Donald Burrows Faurot (June 23, 1902 – October 19, 1995) was an American football and basketball player, coach, and college athletics administrator best known for his eight-decade association with the University of Missouri. He served as the head football coach at Northeast Missouri State Teachers College—commonly known at the time as Kirksville State Teachers College and now known as Truman State University—from 1926 to 1934 and at Missouri from 1935 to 1942 and again from 1946 to 1956. During World War II, Faurot coached the Iowa Pre-Flight Seahawks in 1943 and the football team at Naval Air Station Jacksonville in 1944. He was also the head basketball coach at Kirksville State from 1925 to 1934, tallying a mark of 92–74. Faurot was the athletic director at Missouri from 1935 to 1942 and again from 1946 to 1967. He lettered in three sports at Missouri in the early 1920s: in football, as a halfback, basketball and baseball.

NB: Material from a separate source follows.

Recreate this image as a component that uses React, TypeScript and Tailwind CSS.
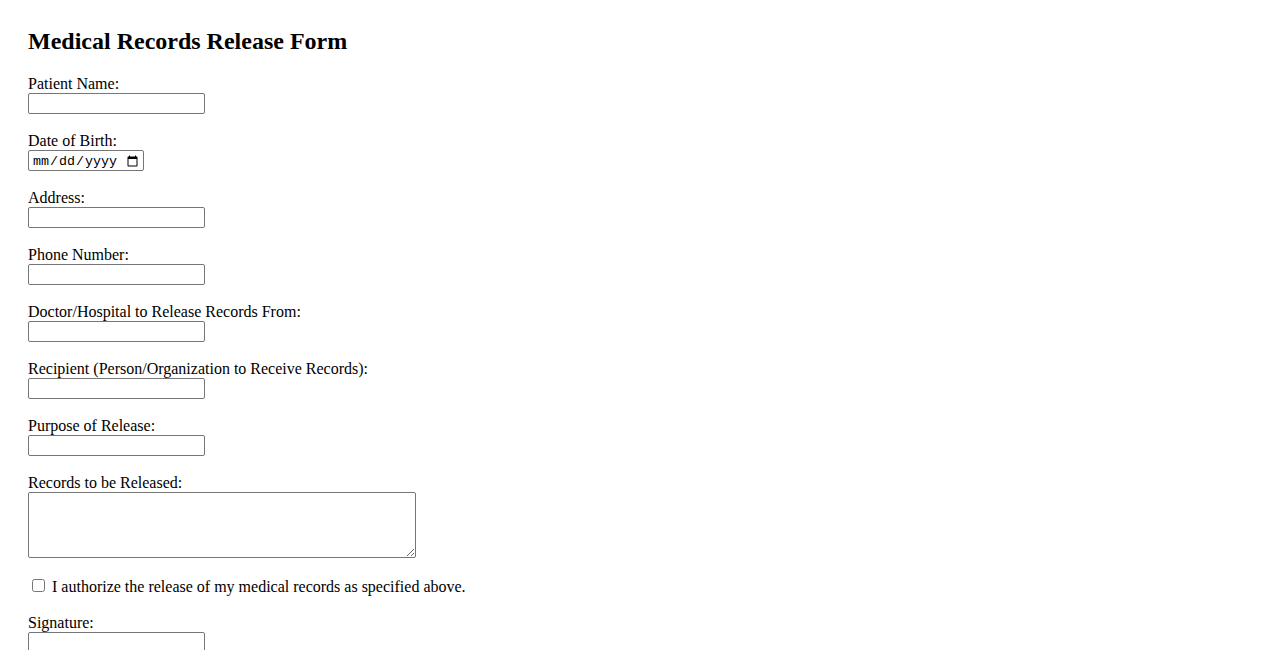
const fields = [
  { id: "patientName", label: "Patient Name:", type: "text" },
  { id: "dob", label: "Date of Birth:", type: "date" },
  { id: "address", label: "Address:", type: "text" },
  { id: "phone", label: "Phone Number:", type: "tel" },
  { id: "from", label: "Doctor/Hospital to Release Records From:", type: "text" },
  { id: "recipient", label: "Recipient (Person/Organization to Receive Records):", type: "text" },
  { id: "purpose", label: "Purpose of Release:", type: "text" },
]

const inputBase =
  "block h-[21px] border border-[#767676] rounded-[2px] bg-white px-[2px] text-[13.333px] outline-none"

export default function App() {
  return (
    <main
      className="min-h-screen bg-white pl-[28px] pt-[27px] text-black"
      style={{ fontFamily: '"Liberation Serif", "Times New Roman", serif' }}
    >
      <h2 className="mb-[20px] text-[24px] font-bold leading-[28px]">Medical Records Release Form</h2>
      <form>
        {fields.map((f) => (
          <div key={f.id} className="mb-[18px]">
            <label htmlFor={f.id} className="block text-[16px] leading-[18px]">
              {f.label}
            </label>
            {f.type === "date" ? (
              <input
                id={f.id}
                type="date"
                className={`${inputBase} w-[116px] pl-[3px] pt-[2px]`}
                style={{ fontFamily: '"Liberation Mono", monospace' }}
              />
            ) : (
              <input
                id={f.id}
                type={f.type}
                className={`${inputBase} w-[177px]`}
                style={{ fontFamily: '"Liberation Sans", Arial, sans-serif' }}
              />
            )}
          </div>
        ))}
        <div>
          <label htmlFor="records" className="block text-[16px] leading-[18px]">
            Records to be Released:
          </label>
          <textarea
            id="records"
            className="block h-[66px] w-[388px] rounded-[2px] border border-[#767676] bg-white text-[13.333px]"
            style={{ fontFamily: '"Liberation Mono", monospace' }}
          />
        </div>
        <div className="mt-[20px] flex h-[18px] items-start text-[16px] leading-[18px]">
          <input id="authorize" type="checkbox" className="ml-[4px] mr-[7px] mt-[1px] h-[13px] w-[13px]" />
          <label htmlFor="authorize">I authorize the release of my medical records as specified above.</label>
        </div>
        <div className="mt-[18px] mb-[18px]">
          <label htmlFor="signature" className="block text-[16px] leading-[18px]">
            Signature:
          </label>
          <input
            id="signature"
            type="text"
            className={`${inputBase} w-[177px]`}
            style={{ fontFamily: '"Liberation Sans", Arial, sans-serif' }}
          />
        </div>
      </form>
    </main>
  )
}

Faurot is credited with inventing the split-T formation. He was inducted into the College Football Hall of Fame as a coach in 1961. The playing surface as Missouri's Memorial Stadium was named Faurot Field in his honor in 1972.

Early life and playing career[edit | edit source]

Faurot was born in Mountain Grove, Missouri on June 23, 1902 to parents Frederick W. Faurot and Charlotte Burrows Faurot. He lost two fingers on his right hand in a boyhood farming accident, yet still became an accomplished multi-sport athlete.[1]

Faurot's association with the University of Missouri started when he was a young boy who would sneak into Rollins Field to watch the Tigers play and practice. He was the eldest of four brothers to win a football letter at Missouri. Faurot was a three-sport letterman from 1922 to 1924. A lightweight 145-pound in football, he also captained the basketball team and was an infielder in baseball. He was a member of FarmHouse Fraternity while attending the University of Missouri.

Coaching career[edit | edit source]

Kirksville State[edit | edit source]

After college, Faurot was appointed head coach at Kirksville State Teachers College (now Truman State University), where he spent nine years, from 1926 through 1934, with a record of 63 wins, 13 losses and 3 ties. From 1932 to 1934, his teams had a 26–0 record, the best small-college record in the country. During the run the team was the MIAA champion in 1927, 1928, 1929, 1930, 1932, 1933 and 1934. He also coached the basketball team to the 1927 MIAA championship. In 1933, he led KSTC to a 26–6 win against Missouri in Columbia. This win, along with his MIAA conference titles in 1933 and 1934 led to the offering of the head coaching position at Missouri following the 1934 season.

Missouri[edit | edit source]

Even while coaching at Kirksville State, Faurot remained close to Mizzou. As a graduate student in agriculture in 1926, Faurot helped lay the sod for Missouri's new Memorial Stadium in 1926. In 1935, Faurot returned to his alma mater as head coach and athletic director, titles he retained until 1956 except for three years of service in the United States Navy during World War II. At Missouri, he took over a team that had won only two games in three years and with the athletic program over $500,000 in debt.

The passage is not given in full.